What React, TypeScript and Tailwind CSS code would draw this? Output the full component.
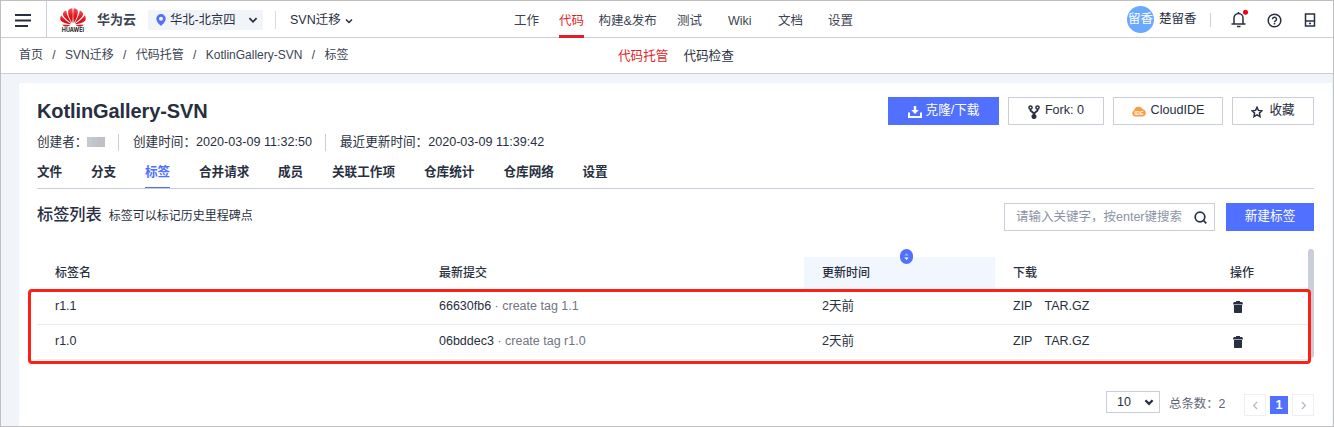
import React from "react";

function HuaweiMark() {
  return (
    <svg className="block h-[19px] w-[26px]" viewBox="0 0 26 20" preserveAspectRatio="none">
      <defs>
        <linearGradient id="petal" x1="0" y1="0" x2="0" y2="1">
          <stop offset="0" stopColor="#f0585c" />
          <stop offset="0.5" stopColor="#e3151d" />
          <stop offset="1" stopColor="#c40d16" />
        </linearGradient>
      </defs>
      <g fill="url(#petal)">
        <path d="M12.300 15.800C9.300 11.500 7.600 6.500 8.200 3C8.700 1.200 10.300 .4 12.300 .2C12.900 3.500 12.900 11 12.300 15.800Z" />
        <path d="M11.600 16C7 13.200 3.200 8.900 2.900 6.500C2.800 4.600 4.400 3.400 6.200 2.700C6.800 7.400 9.400 12.600 11.600 16Z" />
        <path d="M11 16.900C6 16.600 1.600 14.800 .6 12.800C-.2 10.900 .2 9.200 1.200 7.500C3.600 11.300 7.600 14.600 11 16.900Z" />
        <path d="M10.900 17.600C8 19.900 4.300 20.400 2.100 17.300C5.100 17.500 8 17.600 10.900 17.600Z" />
        <path d="M13.700 15.800C16.700 11.500 18.400 6.500 17.800 3C17.300 1.200 15.700 .4 13.700 .2C13.100 3.500 13.100 11 13.700 15.800Z" />
        <path d="M14.400 16C19 13.200 22.800 8.900 23.100 6.500C23.200 4.600 21.600 3.400 19.800 2.700C19.200 7.400 16.600 12.600 14.400 16Z" />
        <path d="M15 16.900C20 16.600 24.400 14.800 25.400 12.800C26.200 10.900 25.800 9.200 24.800 7.500C22.400 11.300 18.400 14.600 15 16.900Z" />
        <path d="M15.100 17.600C18 19.900 21.700 20.400 23.900 17.300C20.900 17.500 18 17.600 15.100 17.600Z" />
      </g>
    </svg>
  );
}

function Chevron({ dir, className }: { dir: "down" | "left" | "right"; className: string }) {
  const d = { down: "M2 3.500L5 6.500L8 3.500", left: "M6.800 1L3 5L6.800 9", right: "M3.200 1L7 5L3.200 9" }[dir];
  return (
    <svg className={className} viewBox="0 0 10 10" fill="none" stroke="currentColor">
      <path d={d} />
    </svg>
  );
}

function Trash() {
  return (
    <svg className="block h-3 w-[10px]" viewBox="0 0 10 12" fill="#282f40">
      <path d="M3 0h4v1h2.200l.8 2H0L.8 1H3z" />
      <path d="M0 3h10v1H0z" fill="#9da2af" />
      <path d="M1 4h8v7.200q0 .8-.8.8H1.800q-.8 0-.8-.8z" />
    </svg>
  );
}

const nav = [
  { label: "工作", w: "w-[45px]" },
  { label: "代码", w: "w-[39.500px]", active: true },
  { label: "构建&发布", w: "w-[78.500px]" },
  { label: "测试", w: "w-[51px]" },
  { label: "Wiki", w: "w-[50px]" },
  { label: "文档", w: "w-[50px]" },
  { label: "设置", w: "w-[40px]" },
];

const tabs = [
  { label: "文件", w: "w-[54px]" },
  { label: "分支", w: "w-[54px]" },
  { label: "标签", w: "w-[54px]", active: true },
  { label: "合并请求", w: "w-[79px]" },
  { label: "成员", w: "w-[54px]" },
  { label: "关联工作项", w: "w-[92px]" },
  { label: "仓库统计", w: "w-[79.500px]" },
  { label: "仓库网络", w: "w-[79px]" },
  { label: "设置", w: "w-[54px]" },
];

const tags = [
  { name: "r1.1", commit: "66630fb6", message: "create tag 1.1" },
  { name: "r1.0", commit: "06bddec3", message: "create tag r1.0" },
];

const crumbs = ["首页", "SVN迁移", "代码托管", "KotlinGallery-SVN", "标签"];

const columns = "grid grid-cols-[384px_383px_191px_217px_78px]";
const outlineButton = "flex h-7 items-center justify-center border border-[#c9ced9] bg-white";

function TopBar() {
  return (
    <header className="flex h-[37px] shrink-0 border-b border-[#c9ced9] bg-white text-[12.500px]">
      <div className="flex w-[46px] shrink-0 items-center border-r border-[#c9ced9] pl-[14px] pt-[3px]">
        <svg className="h-[13px] w-4" viewBox="0 0 16 13" stroke="#282f40" strokeWidth="1.800">
          <path d="M0 1h16M0 6.500h16M0 12h13" />
        </svg>
      </div>
      <div className="flex w-[50px] shrink-0 flex-col items-start pl-[13px] pt-[7px]">
        <HuaweiMark />
        <span className="w-[26px] text-center font-['Inter',sans-serif] text-[5.500px] leading-[6px] font-bold text-[#222]">HUAWEI</span>
      </div>
      <div className="w-[51px] shrink-0 pt-[9px] text-[13px] leading-5 font-bold text-[#3c4353]">华为云</div>
      <div className="mt-[9px] flex h-5 w-[115px] shrink-0 items-center bg-[#f1f5f9] pl-2">
        <svg className="h-3 w-[10px]" viewBox="0 0 10 12" fill="#5170ff" fillRule="evenodd">
          <path d="M5 0a4.700 4.700 0 0 0-4.700 4.700C.3 8 5 12 5 12S9.700 8 9.700 4.700A4.700 4.700 0 0 0 5 0zm0 2.700a2 2 0 1 1 0 4 2 2 0 0 1 0-4z" />
        </svg>
        <span className="ml-[4px] w-[77px] text-[12.300px] leading-[18px]">华北-北京四</span>
        <Chevron dir="down" className="h-3 w-3 stroke-[1.500]" />
      </div>
      <div className="mt-[10px] ml-[12px] h-[18px] w-px shrink-0 bg-[#d5d9e2]" />
      <div className="flex h-9 w-[224px] shrink-0 items-center pt-[2px] pl-[14px]">
        <span className="leading-5 whitespace-nowrap">SVN迁移</span>
        <Chevron dir="down" className="ml-[3px] mt-px h-[10px] w-[10px] stroke-[1.500]" />
      </div>
      <nav className="flex w-[613px] shrink-0 pl-[14px] text-[#3c4353]">
        {nav.map((n) => (
          <div key={n.label} className={`${n.w} shrink-0 whitespace-nowrap`}>
            <span className={n.active ? "inline-block h-[37px] border-b-[3px] border-[#e01f2b] pt-[10px] leading-5 text-[#e01f2b]" : "inline-block pt-[10px] leading-5"}>
              {n.label}
            </span>
          </div>
        ))}
      </nav>
      <div className="mt-[5px] ml-[14px] flex h-[27px] w-[27px] shrink-0 items-center justify-center rounded-full bg-[#6ba8ff] text-white">留香</div>
      <div className="ml-[5px] w-[51px] shrink-0 pt-[8px] leading-5">楚留香</div>
      <div className="mt-3 h-[14px] w-px shrink-0 bg-[#c9ced9]" />
      <svg className="mt-[8px] ml-[20px] h-[19px] w-[18px] shrink-0" viewBox="0 0 18 19" fill="none" stroke="#282f40" strokeWidth="1.500">
        <path d="M3 14.500V9a4.500 4.500 0 0 1 9 0v5.500M.5 15h14M6 17.500h3.500M7.500 3v2" />
        <circle cx="14.500" cy="3.300" r="2.500" fill="#f5000f" stroke="none" />
      </svg>
      <svg className="mt-[12px] ml-[18px] h-[15px] w-[15px] shrink-0" viewBox="0 0 15 15" fill="none" stroke="#282f40" strokeWidth="1.500">
        <circle cx="7.500" cy="7.500" r="6.300" />
        <path d="M5.500 6.200a2 2 0 1 1 3 1.700q-1 .6-1 1.300M7.500 10v1.500" />
      </svg>
      <svg className="mt-[12px] ml-[22px] h-[14px] w-3 shrink-0" viewBox="0 0 12 14" fill="none" stroke="#282f40" strokeWidth="1.500">
        <path d="M1.500 1h9v12h-9zM1.500 8h9M5 10.500h2" />
      </svg>
    </header>
  );
}

function SubBar() {
  return (
    <div className="flex h-[36px] shrink-0 border-b border-[#c9ced9] bg-white pt-[7px] leading-5">
      <div className="flex w-[617px] pl-[18px] text-[12px] text-[#3c4353]">
        {crumbs.map((c, i) => (
          <React.Fragment key={c}>
            {i > 0 && <span className="w-[22px] text-center">/</span>}
            <span className="whitespace-nowrap">{c}</span>
          </React.Fragment>
        ))}
      </div>
      <div className="flex gap-[15px] pt-px text-[12.600px]">
        <span className="text-[#e01f2b]">代码托管</span>
        <span>代码检查</span>
      </div>
    </div>
  );
}

function RepoHeader() {
  return (
    <div className="flex justify-between">
      <div>
        <h1 className="pt-[13px] text-[20px] leading-[30px] font-bold tracking-[-0.100px]">KotlinGallery-SVN</h1>
        <div className="mt-[7px] flex h-[18px] items-center text-[12.600px] whitespace-nowrap">
          <span className="w-[50px]">创建者：</span>
          <span className="flex h-[10px] w-[18px]">
            <i className="w-[5px] bg-[#c8c8cb]" />
            <i className="w-[5px] bg-[#bcc5d0]" />
            <i className="w-[8px] bg-[#c3bfc4]" />
          </span>
          <span className="ml-[13px] h-[17px] w-px bg-[#c9ced9]" />
          <span className="ml-[14px] w-[192px]">创建时间：2020-03-09 11:32:50</span>
          <span className="h-[17px] w-px bg-[#c9ced9]" />
          <span className="ml-[14px]">最近更新时间：2020-03-09 11:39:42</span>
        </div>
      </div>
      <div className="flex gap-[9px] pt-[14px] text-[12.600px]">
        <button className="flex h-7 w-[111px] items-center justify-center gap-1 bg-[#5170ff] pb-[2px] text-white">
          <svg className="mt-[3px] h-3 w-[14px]" viewBox="0 0 14 12">
            <path d="M1 6.500V11h12V6.500" fill="none" stroke="white" strokeWidth="2" />
            <path d="M5.800 0h2.400v4h2.600L7 8 3.200 4h2.600z" fill="white" />
          </svg>
          克隆/下载
        </button>
        <button className={`${outlineButton} w-[96px] gap-[5px] pb-[2px]`}>
          <svg className="mt-[3px] h-[14px] w-3" viewBox="0 0 12 14" fill="none" stroke="#282f40" strokeWidth="1.500">
            <circle cx="2.500" cy="2.500" r="1.600" />
            <circle cx="9.500" cy="2.500" r="1.600" />
            <path d="M2.500 4v1.500L6 8.500 9.500 5.500V4M6 8v3" strokeWidth="1.800" />
            <circle cx="6" cy="11.500" r="1.800" fill="#282f40" />
          </svg>
          Fork: 0
        </button>
        <button className={`${outlineButton} w-[110px] gap-[5px] pb-[2px]`}>
          <svg className="mt-[3px] h-[11px] w-[14px]" viewBox="0 0 14 11">
            <path d="M3 10.500A3.300 3.300 0 0 1 2.200 4.200 4.600 4.600 0 0 1 10.800 3.300 3.700 3.700 0 0 1 11 10.500z" fill="#ff9a42" />
            <text x="7" y="9" textAnchor="middle" fontSize="5.500" fontWeight="700" fill="white">IDE</text>
          </svg>
          CloudIDE
        </button>
        <button className={`${outlineButton} w-[82px] gap-[6px] pb-[2px]`}>
          <svg className="mt-[3px] h-3 w-3" viewBox="0 0 12 12" fill="none" stroke="#282f40" strokeWidth="1.500">
            <path d="M6 1.300L7.400 4.400L10.900 4.800L8.400 7.100L9 10.600L6 8.900L3 10.600L3.600 7.100L1.100 4.800L4.600 4.400Z" />
          </svg>
          收藏
        </button>
      </div>
    </div>
  );
}

function TagTable() {
  return (
    <div className="relative mt-[18px] flex h-[109px] justify-between text-[12px]">
      <div className="w-[1271px]">
        <div className={`${columns} mt-[8px] h-[33px] leading-[32px] font-medium`}>
          <span className="pl-[18px]">标签名</span>
          <span className="pl-[18px]">最新提交</span>
          <span className="relative bg-[#f2f7ff] pl-[18px]">
            更新时间
            <svg className="absolute top-[-8px] left-[96px] h-[15px] w-[13px]" viewBox="0 0 13 15">
              <rect width="13" height="15" rx="6.500" fill="#5170ff" />
              <path d="M4.500 6.500L6.500 4.200L8.500 6.500z" fill="#a7b7ff" />
              <path d="M4.300 8.500h4.400L6.500 11z" fill="white" />
            </svg>
          </span>
          <span className="pl-[18px]">下载</span>
          <span className="pl-[18px]">操作</span>
        </div>
        {tags.map((t) => (
          <div key={t.name} className={`${columns} h-[35px] border-b border-[#e9ecf3] leading-[32px]`}>
            <span className="pl-[18px] text-[12.500px]">{t.name}</span>
            <span className="pl-[18px] text-[12.500px]">
              {t.commit}
              <span className="text-[#71757f]"> · {t.message}</span>
            </span>
            <span className="pl-[18px] text-[12.600px]">2天前</span>
            <span className="flex gap-3 pl-[18px] text-[12.500px]">
              <span>ZIP</span>
              <span>TAR.GZ</span>
            </span>
            <span className="pt-[11px] pl-[21px]">
              <Trash />
            </span>
          </div>
        ))}
      </div>
      <div className="h-[109px] w-[6px] rounded-[3px] bg-[#c9ced9]" />
      <div className="absolute top-[40px] -left-[9px] h-[75px] w-[1283px] rounded-[4px] border-[3px] border-[#ff1f14]" />
    </div>
  );
}

export default function App() {
  return (
    <div className="flex h-[427px] w-[1334px] flex-col overflow-hidden border border-[#bfbfbf] bg-[#f1f5f9] font-['Liberation_Sans','Noto_Sans_CJK_SC',sans-serif] text-[#282f40]">
      <TopBar />
      <SubBar />
      <main className="mt-[9px] mr-px ml-[18px] flex grow flex-col bg-white pr-[18px] pl-[18px]">
        <RepoHeader />
        <div className="mt-[9px] flex h-[29px] shrink-0 border-b border-[#c9ced9] text-[12.600px] font-bold">
          {tabs.map((t) => (
            <div key={t.label} className={t.w}>
              <span className={t.active ? "inline-block h-[28px] border-b border-[#5170ff] leading-[25px] text-[#5170ff]" : "inline-block leading-[25px]"}>{t.label}</span>
            </div>
          ))}
        </div>
        <div className="mt-[14px] flex h-7 shrink-0">
          <h2 className="text-[16.200px] leading-[23px] font-medium">标签列表</h2>
          <span className="ml-[7px] text-[12px] leading-[26px]">标签可以标记历史里程碑点</span>
          <div className="ml-auto flex h-7 w-[211px] items-center border border-[#c9ced9] pl-[11px]">
            <span className="w-[178px] text-[12.500px] whitespace-nowrap text-[#8b93a7]">请输入关键字，按enter键搜索</span>
            <svg className="h-[13px] w-[13px] shrink-0" viewBox="0 0 13 13" fill="none" stroke="#282f40" strokeWidth="1.700">
              <circle cx="6" cy="6" r="4.800" />
              <path d="M9 9l3.300 3.300" />
            </svg>
          </div>
          <button className="ml-[11px] h-7 w-[88px] bg-[#5170ff] text-[12.700px] text-white">新建标签</button>
        </div>
        <TagTable />
        <div className="mt-[33px] flex items-start justify-end text-[12px]">
          <div className="flex h-[22px] w-[54px] items-center justify-between border border-[#c9ced9] pr-[4px] pl-[10px] text-[12.500px]">
            10
            <Chevron dir="down" className="h-3 w-3 stroke-[1.900]" />
          </div>
          <span className="ml-[9px] w-[75px] pt-[3px] text-[12.400px] leading-5 text-[#5f6678]">总条数：2</span>
          <div className="mt-[3px] flex h-[22px] w-[22px] items-center justify-center border border-[#eceef3] text-[#b4b9c5]">
            <Chevron dir="left" className="h-[9px] w-[9px] stroke-[1.500]" />
          </div>
          <div className="mt-[5px] ml-1 flex h-[18px] w-[18px] items-center justify-center bg-[#5170ff] text-[12.500px] font-bold text-white">1</div>
          <div className="mt-[3px] ml-1 flex h-[22px] w-[22px] items-center justify-center border border-[#eceef3] text-[#b4b9c5]">
            <Chevron dir="right" className="h-[9px] w-[9px] stroke-[1.500]" />
          </div>
        </div>
      </main>
    </div>
  );
}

☆ ☆ ☆ ☆ ☆ ☆ ☆

▶ **EXERCISE DETAILS**
Return exactly what appears from the opening line of the material through the line with "import React from", apart from the pictures.

▶ **ANSWER**
What React, TypeScript and Tailwind CSS code would draw this? Output the full component.
import React from "react";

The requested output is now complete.